Among the lines below, count those containing the word "styles". Give the number only.

§

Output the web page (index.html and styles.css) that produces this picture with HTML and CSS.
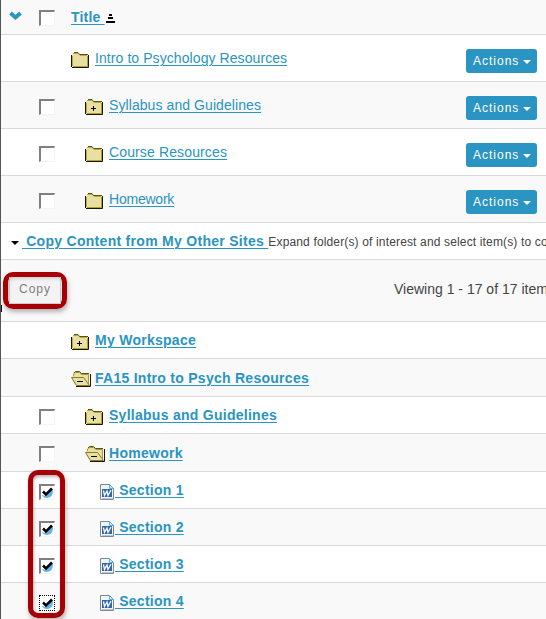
FILE: index.html
```html
<!DOCTYPE html>
<html lang="en">
<head>
<meta charset="utf-8">
<title>Resources</title>
<link rel="stylesheet" href="styles.css">
</head>
<body>
<svg class="defs" aria-hidden="true">
  <symbol id="folder" viewBox="0 0 18 16">
    <path d="M2 1.500H7L8.500 3H16.500V14.500H.500V3.500Z" fill="#e8dfa5"/>
    <path d="M2 1.500H7L9 3.500H16M1.500 4V14" fill="none" stroke="#bba93b"/>
    <path d="M3 .500H7L8.500 2.500H17" fill="none" stroke="#5b521c"/>
    <path d="M16.500 4V14M2 14.500H17" fill="none" stroke="#b0a02c"/>
    <path d="M.500 3V15M1 15.500H17.500V3" fill="none" stroke="#171505"/>
  </symbol>
  <symbol id="plus" viewBox="0 0 18 16">
    <use href="#folder"/>
    <path d="M6 9.500H11M8.500 7V12" stroke="#000"/>
  </symbol>
  <symbol id="open" viewBox="0 0 20 16">
    <path d="M2 5V3L4 1H9L11 3H18V15H5L1 9V6Z" fill="#e8dfa5"/>
    <path d="M2.500 5V3L4.500 1.500H8.500L11 3.500H17.500V13" fill="none" stroke="#a99a30"/>
    <path d="M3 2L4.500 .500H8.500L10.500 2.500H18" fill="none" stroke="#5b521c"/>
    <path d="M.500 6.500H12.500L18.500 14.500H5.500Z" fill="#e8dfa5" stroke="#8b7c24"/>
    <path d="M5 15.500H19.500V3" fill="none" stroke="#171505"/>
    <path d="M6 10.500H12" stroke="#000"/>
  </symbol>
  <symbol id="word" viewBox="0 0 14 16">
    <path d="M.500 .500H9.500L13.500 4.500V15.500H.500Z" fill="#eef5fb" stroke="#82888c"/>
    <path d="M9.500 .500V4.500H13.500Z" fill="#c9eafa" stroke="#54b1dc"/>
    <path d="M2 5H12V13H2Z" fill="#3165ac"/>
    <path d="M3.500 6.500L4.500 11.500L7 7L8 11.500L11 6" fill="none" stroke="#fff" stroke-width="1.300"/>
    <path d="M2 14.500H13" stroke="#bdc6d0"/>
  </symbol>
  <symbol id="tick" viewBox="0 0 16 16">
    <path d="M13.500 5C15 10 12 14 8 14C5 14 3.500 12 3 11L7 12Z" fill="#62b5e8"/>
    <path d="M4 7.500L7 10.500L13 4.500" fill="none" stroke="#000" stroke-width="2.500"/>
  </symbol>
</svg>
<main class="list">
  <div class="row head"><svg class="chev" viewBox="0 0 13 9"><path d="M1.500 2L6.500 6.500L11.500 2" fill="none" stroke="#2a94c3" stroke-width="3.800"/></svg><span class="box"></span><a class="title">Title&nbsp;</a><svg class="sort" viewBox="0 0 9 9"><path d="M3 1H6M2 4H7M0 8H9" stroke="#000" stroke-width="2"/></svg></div>
  <div class="row r47"><svg class="icon root"><use href="#folder"/></svg><a class="t1">Intro to Psychology Resources</a><button class="actions">Actions<i></i></button></div>
  <div class="row r47 alt"><span class="box"></span><svg class="icon"><use href="#plus"/></svg><a class="t1">Syllabus and Guidelines</a><button class="actions">Actions<i></i></button></div>
  <div class="row r47"><span class="box"></span><svg class="icon"><use href="#folder"/></svg><a class="t3">Course Resources</a><button class="actions">Actions<i></i></button></div>
  <div class="row r47 alt"><span class="box"></span><svg class="icon"><use href="#folder"/></svg><a class="t4">Homework</a><button class="actions">Actions<i></i></button></div>
  <div class="row copyhead"><i class="arrow"></i><a class="bold sites">&nbsp;Copy Content from My Other Sites&nbsp;</a><span class="hint">Expand folder(s) of interest and select item(s) to co</span></div>
  <div class="row tools alt"><span class="ring"><button class="copy">Copy</button></span><span class="viewing">Viewing 1 - 17 of 17 item</span></div>
  <div class="row"><svg class="icon root"><use href="#plus"/></svg><a class="bold">My Workspace</a></div>
  <div class="row r38 alt"><svg class="icon open root"><use href="#open"/></svg><a class="bold">FA15 Intro to Psych Resources</a></div>
  <div class="row"><span class="box"></span><svg class="icon"><use href="#plus"/></svg><a class="bold">Syllabus and Guidelines</a></div>
  <div class="row r38 alt"><span class="box"></span><svg class="icon open"><use href="#open"/></svg><a class="bold">Homework</a></div>
  <section class="sections">
    <div class="row"><span class="box"><svg><use href="#tick"/></svg></span><svg class="icon word"><use href="#word"/></svg><a class="bold">&nbsp;Section 1</a></div>
    <div class="row alt"><span class="box"><svg><use href="#tick"/></svg></span><svg class="icon word"><use href="#word"/></svg><a class="bold">&nbsp;Section 2</a></div>
    <div class="row"><span class="box"><svg><use href="#tick"/></svg></span><svg class="icon word"><use href="#word"/></svg><a class="bold">&nbsp;Section 3</a></div>
    <div class="row alt"><span class="box focus"><svg><use href="#tick"/></svg></span><svg class="icon word"><use href="#word"/></svg><a class="bold">&nbsp;Section 4</a></div>
    <div class="marker"></div>
  </section>
</main>
</body>
</html>
```
FILE: styles.css
```css
* { box-sizing: border-box; }
body { margin: 0; background: #fff; font: 14px/18px "Liberation Sans", Arial, sans-serif; color: #444; }
.defs { position: absolute; width: 0; height: 0; }
.list { width: 546px; height: 619px; overflow: hidden; border-left: 1px solid #555; }
.row { display: flex; align-items: center; height: 37px; border-bottom: 1px solid #d9d9d9; white-space: nowrap; }
.alt, .head { background: #f9f9f9; }
.head { height: 35px; }
.r47 { height: 47px; }
.r38 { height: 38px; }
a { color: #2a94c3; text-decoration: underline; text-decoration-thickness: 1px; text-underline-offset: 2px; }
.bold, .title { font-weight: 700; }
.bold { letter-spacing: .27px; }
.t1 { letter-spacing: .08px; }
.t3 { letter-spacing: .13px; }
.t4 { letter-spacing: -.22px; }
.box { flex: none; width: 16px; height: 16px; margin: 3px 30px 0 38px; background: #fff; border: solid #f4f4f4; border-width: 2px 1px 1px 2px; border-top-color: #808080; border-left-color: #808080; }
.box svg { display: block; width: 16px; height: 16px; margin: -2px 0 0 -2px; }
.focus { border: 1px dotted #000; }
.focus svg { margin: -1px 0 0 -1px; }
.icon { flex: none; width: 18px; height: 16px; margin: 3px 6px 0 0; }
.root { margin-left: 70px; }
.open { width: 20px; margin-right: 4px; }
.word { width: 14px; margin: 3px 1px 0 15px; }
.chev { width: 13px; height: 9px; margin: -4px 0 0 8px; }
.head .box { margin: 1px 17px 0 17px; }
.title { margin-left: -1px; letter-spacing: .2px; }
.sort { width: 9px; height: 9px; margin: 2px 0 0 1px; }
.actions { width: 71px; height: 24px; margin: 6px 9px 0 auto; padding: 0 0 0 7px; display: flex; align-items: center; border: 0; border-radius: 3px; background: #2a94c3; color: #fff; font: 12px "Liberation Sans", Arial, sans-serif; letter-spacing: 1px; }
.actions i, .arrow { width: 0; height: 0; border: 4px solid transparent; border-top-color: #fff; border-bottom: 0; margin: 2px 0 0 4px; }
.arrow { border-top-color: #000; margin: 3px 3px 0 10px; }
.hint { font-size: 12px; letter-spacing: .15px; margin-top: 1px; }
.sites { letter-spacing: .29px; }
.tools { height: 62px; position: relative; }
.tools::before { content: ""; position: absolute; left: -1px; top: 45px; width: 2px; height: 7px; background: #000; }
.ring { flex: none; width: 64px; height: 37px; margin: -1px 0 0 2px; border: 5px solid #a60006; border-radius: 10px; box-shadow: 1px 3px 4px #7778, inset 1px 2px 3px #7778; }
.copy { display: block; width: 52px; height: 27px; margin: 0 0 0 1px; padding: 0 0 2px; border: 1px solid #ccc; border-top: 0; background: #eee8; color: #808080; font: 12px "Liberation Sans", Arial, sans-serif; letter-spacing: 1px; }
.viewing { margin: -3px 0 0 327px; font-size: 14px; }
.sections { position: relative; }
.marker { position: absolute; left: 27px; top: -2px; width: 37px; height: 148px; border: 5px solid #a60006; border-radius: 10px; box-shadow: 1px 3px 4px #7778, inset 1px 2px 3px #7778; }
```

§

RESULT OF THIS TASK: 3